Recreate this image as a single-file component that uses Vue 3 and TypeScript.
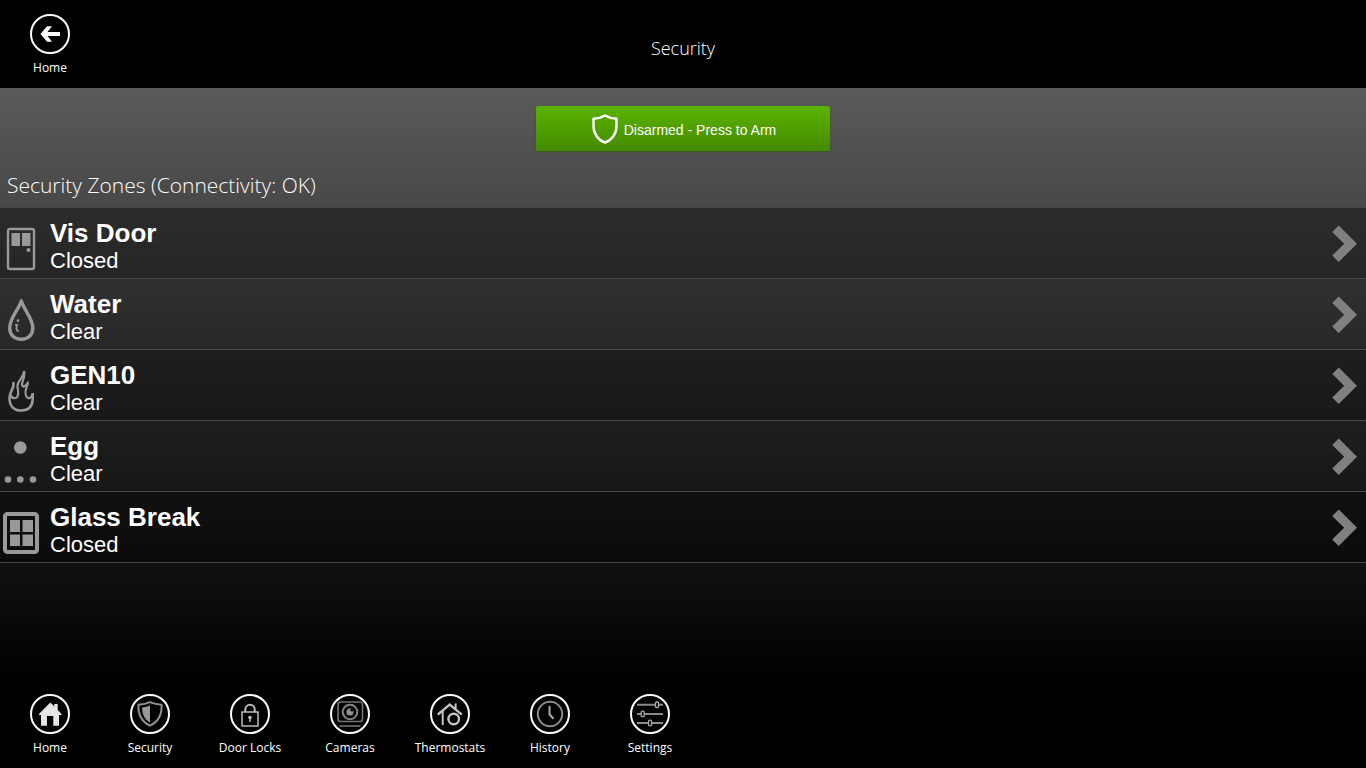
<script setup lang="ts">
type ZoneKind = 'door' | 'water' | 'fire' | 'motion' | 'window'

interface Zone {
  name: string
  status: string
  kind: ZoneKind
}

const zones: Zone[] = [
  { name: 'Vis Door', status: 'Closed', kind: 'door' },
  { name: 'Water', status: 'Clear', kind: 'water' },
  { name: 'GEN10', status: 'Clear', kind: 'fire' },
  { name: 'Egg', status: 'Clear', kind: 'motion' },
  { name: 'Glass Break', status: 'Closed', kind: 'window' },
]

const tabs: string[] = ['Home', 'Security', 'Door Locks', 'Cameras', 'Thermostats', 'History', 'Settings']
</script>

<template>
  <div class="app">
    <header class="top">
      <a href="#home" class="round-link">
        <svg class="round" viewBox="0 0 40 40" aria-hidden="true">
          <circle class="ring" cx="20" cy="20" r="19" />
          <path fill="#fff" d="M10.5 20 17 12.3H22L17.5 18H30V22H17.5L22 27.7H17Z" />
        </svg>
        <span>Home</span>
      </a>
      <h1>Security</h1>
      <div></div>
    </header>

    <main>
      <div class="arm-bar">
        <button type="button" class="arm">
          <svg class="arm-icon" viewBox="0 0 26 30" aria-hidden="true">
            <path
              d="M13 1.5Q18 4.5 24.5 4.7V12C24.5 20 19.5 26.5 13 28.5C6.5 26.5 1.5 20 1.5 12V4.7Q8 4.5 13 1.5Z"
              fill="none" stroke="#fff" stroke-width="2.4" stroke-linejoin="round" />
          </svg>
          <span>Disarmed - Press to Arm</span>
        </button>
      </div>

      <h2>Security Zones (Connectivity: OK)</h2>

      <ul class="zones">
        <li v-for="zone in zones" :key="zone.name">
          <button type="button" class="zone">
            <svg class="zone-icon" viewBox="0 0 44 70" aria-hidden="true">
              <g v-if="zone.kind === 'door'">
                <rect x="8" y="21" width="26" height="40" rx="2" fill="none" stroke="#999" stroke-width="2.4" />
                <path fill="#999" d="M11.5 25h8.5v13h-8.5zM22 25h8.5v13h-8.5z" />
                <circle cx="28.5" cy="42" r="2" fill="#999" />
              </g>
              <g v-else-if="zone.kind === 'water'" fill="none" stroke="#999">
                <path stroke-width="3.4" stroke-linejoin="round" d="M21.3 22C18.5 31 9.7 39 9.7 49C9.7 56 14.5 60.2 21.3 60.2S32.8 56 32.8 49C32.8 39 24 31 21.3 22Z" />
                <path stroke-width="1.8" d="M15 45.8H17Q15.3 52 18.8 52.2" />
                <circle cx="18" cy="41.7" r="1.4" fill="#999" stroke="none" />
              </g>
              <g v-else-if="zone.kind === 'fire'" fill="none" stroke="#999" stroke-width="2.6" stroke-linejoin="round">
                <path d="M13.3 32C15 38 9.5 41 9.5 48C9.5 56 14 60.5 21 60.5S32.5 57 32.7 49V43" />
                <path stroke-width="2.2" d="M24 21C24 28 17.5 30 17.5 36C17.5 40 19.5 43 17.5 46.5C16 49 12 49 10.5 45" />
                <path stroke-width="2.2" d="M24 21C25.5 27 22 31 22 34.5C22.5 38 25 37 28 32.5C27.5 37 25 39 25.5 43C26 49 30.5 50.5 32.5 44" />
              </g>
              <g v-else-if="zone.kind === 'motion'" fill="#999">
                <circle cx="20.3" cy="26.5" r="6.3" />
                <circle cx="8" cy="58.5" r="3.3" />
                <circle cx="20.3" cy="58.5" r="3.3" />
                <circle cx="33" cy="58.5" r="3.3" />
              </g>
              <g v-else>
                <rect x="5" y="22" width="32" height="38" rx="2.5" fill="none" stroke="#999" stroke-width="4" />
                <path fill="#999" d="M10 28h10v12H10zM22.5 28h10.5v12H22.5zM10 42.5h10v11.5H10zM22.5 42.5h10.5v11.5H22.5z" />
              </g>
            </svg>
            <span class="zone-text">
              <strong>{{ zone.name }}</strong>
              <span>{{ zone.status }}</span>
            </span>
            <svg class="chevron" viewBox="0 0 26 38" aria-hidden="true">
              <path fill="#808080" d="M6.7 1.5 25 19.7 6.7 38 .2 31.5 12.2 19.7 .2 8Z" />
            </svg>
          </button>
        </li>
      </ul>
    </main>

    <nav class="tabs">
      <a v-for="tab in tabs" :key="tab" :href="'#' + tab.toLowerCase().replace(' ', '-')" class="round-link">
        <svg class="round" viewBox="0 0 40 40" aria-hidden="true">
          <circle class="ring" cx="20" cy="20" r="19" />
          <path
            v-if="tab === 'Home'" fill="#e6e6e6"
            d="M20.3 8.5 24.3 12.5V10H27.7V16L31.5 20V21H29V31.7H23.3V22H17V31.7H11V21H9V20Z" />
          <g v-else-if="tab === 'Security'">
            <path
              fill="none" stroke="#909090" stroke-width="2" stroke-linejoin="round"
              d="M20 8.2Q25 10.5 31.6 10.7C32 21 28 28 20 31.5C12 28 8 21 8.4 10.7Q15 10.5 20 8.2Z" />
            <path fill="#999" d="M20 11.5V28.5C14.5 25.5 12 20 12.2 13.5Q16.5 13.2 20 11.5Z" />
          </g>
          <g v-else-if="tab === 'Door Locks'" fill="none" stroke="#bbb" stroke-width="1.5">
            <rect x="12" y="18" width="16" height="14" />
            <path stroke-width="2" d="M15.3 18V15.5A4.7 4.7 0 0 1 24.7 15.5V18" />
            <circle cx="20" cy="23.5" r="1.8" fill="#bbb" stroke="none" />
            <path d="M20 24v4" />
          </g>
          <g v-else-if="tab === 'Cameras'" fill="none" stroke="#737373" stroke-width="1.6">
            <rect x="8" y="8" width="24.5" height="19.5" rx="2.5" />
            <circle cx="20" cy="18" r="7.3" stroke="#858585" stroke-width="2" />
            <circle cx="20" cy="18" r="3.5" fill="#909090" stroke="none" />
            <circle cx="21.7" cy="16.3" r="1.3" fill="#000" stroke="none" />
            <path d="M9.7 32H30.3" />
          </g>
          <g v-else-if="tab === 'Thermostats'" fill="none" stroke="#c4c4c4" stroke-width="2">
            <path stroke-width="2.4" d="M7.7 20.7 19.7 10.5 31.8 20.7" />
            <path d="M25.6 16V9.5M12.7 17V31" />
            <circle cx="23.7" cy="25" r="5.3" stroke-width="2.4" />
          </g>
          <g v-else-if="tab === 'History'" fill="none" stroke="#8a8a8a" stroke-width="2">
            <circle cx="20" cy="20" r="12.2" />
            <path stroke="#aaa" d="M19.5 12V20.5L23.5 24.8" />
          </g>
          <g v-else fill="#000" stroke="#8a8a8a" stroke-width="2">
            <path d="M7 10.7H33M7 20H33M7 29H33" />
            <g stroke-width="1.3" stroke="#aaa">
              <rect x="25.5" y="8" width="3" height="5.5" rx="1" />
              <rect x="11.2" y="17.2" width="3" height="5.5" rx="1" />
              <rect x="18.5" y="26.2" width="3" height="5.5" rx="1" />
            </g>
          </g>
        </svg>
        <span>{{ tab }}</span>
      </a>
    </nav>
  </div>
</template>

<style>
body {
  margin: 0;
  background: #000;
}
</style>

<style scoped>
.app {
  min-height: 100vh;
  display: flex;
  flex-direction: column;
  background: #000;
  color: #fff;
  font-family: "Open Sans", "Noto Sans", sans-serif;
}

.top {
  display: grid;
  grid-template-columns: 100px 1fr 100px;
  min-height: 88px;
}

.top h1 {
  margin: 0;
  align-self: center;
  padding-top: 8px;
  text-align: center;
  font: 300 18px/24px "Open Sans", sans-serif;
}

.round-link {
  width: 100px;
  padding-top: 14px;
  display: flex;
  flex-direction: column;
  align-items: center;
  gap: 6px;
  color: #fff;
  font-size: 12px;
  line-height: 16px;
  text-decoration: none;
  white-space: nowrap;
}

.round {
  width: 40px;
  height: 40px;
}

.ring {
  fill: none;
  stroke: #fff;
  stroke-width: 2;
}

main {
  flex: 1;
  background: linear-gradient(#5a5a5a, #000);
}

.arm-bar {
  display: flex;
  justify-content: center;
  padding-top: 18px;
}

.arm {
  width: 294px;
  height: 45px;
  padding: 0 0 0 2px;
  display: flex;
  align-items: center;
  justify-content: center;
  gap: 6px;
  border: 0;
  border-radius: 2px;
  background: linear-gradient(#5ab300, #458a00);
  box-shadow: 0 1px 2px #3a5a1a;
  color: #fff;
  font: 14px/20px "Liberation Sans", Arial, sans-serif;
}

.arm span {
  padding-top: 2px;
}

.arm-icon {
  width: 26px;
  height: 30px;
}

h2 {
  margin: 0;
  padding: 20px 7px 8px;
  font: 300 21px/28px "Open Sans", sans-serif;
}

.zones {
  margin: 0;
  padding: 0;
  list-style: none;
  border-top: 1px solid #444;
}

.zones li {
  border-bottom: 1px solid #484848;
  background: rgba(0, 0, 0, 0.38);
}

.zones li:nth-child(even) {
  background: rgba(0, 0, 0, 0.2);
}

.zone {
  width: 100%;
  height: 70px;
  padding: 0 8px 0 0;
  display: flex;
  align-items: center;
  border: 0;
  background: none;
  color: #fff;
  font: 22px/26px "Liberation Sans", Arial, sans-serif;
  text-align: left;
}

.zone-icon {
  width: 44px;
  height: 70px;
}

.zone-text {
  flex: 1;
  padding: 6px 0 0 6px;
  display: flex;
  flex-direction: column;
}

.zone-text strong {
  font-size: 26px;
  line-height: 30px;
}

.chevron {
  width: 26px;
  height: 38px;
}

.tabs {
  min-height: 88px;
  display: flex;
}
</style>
----------------
DIRECTION - Restate only the lines running from the start of the material above through the line containing "<h2>Security Zones (Connectivity: OK)</h2>", ends included. No pictures.

WRITTEN ANSWER -
Recreate this image as a single-file component that uses Vue 3 and TypeScript.
<script setup lang="ts">
type ZoneKind = 'door' | 'water' | 'fire' | 'motion' | 'window'

interface Zone {
  name: string
  status: string
  kind: ZoneKind
}

const zones: Zone[] = [
  { name: 'Vis Door', status: 'Closed', kind: 'door' },
  { name: 'Water', status: 'Clear', kind: 'water' },
  { name: 'GEN10', status: 'Clear', kind: 'fire' },
  { name: 'Egg', status: 'Clear', kind: 'motion' },
  { name: 'Glass Break', status: 'Closed', kind: 'window' },
]

const tabs: string[] = ['Home', 'Security', 'Door Locks', 'Cameras', 'Thermostats', 'History', 'Settings']
</script>

<template>
  <div class="app">
    <header class="top">
      <a href="#home" class="round-link">
        <svg class="round" viewBox="0 0 40 40" aria-hidden="true">
          <circle class="ring" cx="20" cy="20" r="19" />
          <path fill="#fff" d="M10.5 20 17 12.3H22L17.5 18H30V22H17.5L22 27.7H17Z" />
        </svg>
        <span>Home</span>
      </a>
      <h1>Security</h1>
      <div></div>
    </header>

    <main>
      <div class="arm-bar">
        <button type="button" class="arm">
          <svg class="arm-icon" viewBox="0 0 26 30" aria-hidden="true">
            <path
              d="M13 1.5Q18 4.5 24.5 4.7V12C24.5 20 19.5 26.5 13 28.5C6.5 26.5 1.5 20 1.5 12V4.7Q8 4.5 13 1.5Z"
              fill="none" stroke="#fff" stroke-width="2.4" stroke-linejoin="round" />
          </svg>
          <span>Disarmed - Press to Arm</span>
        </button>
      </div>

      <h2>Security Zones (Connectivity: OK)</h2>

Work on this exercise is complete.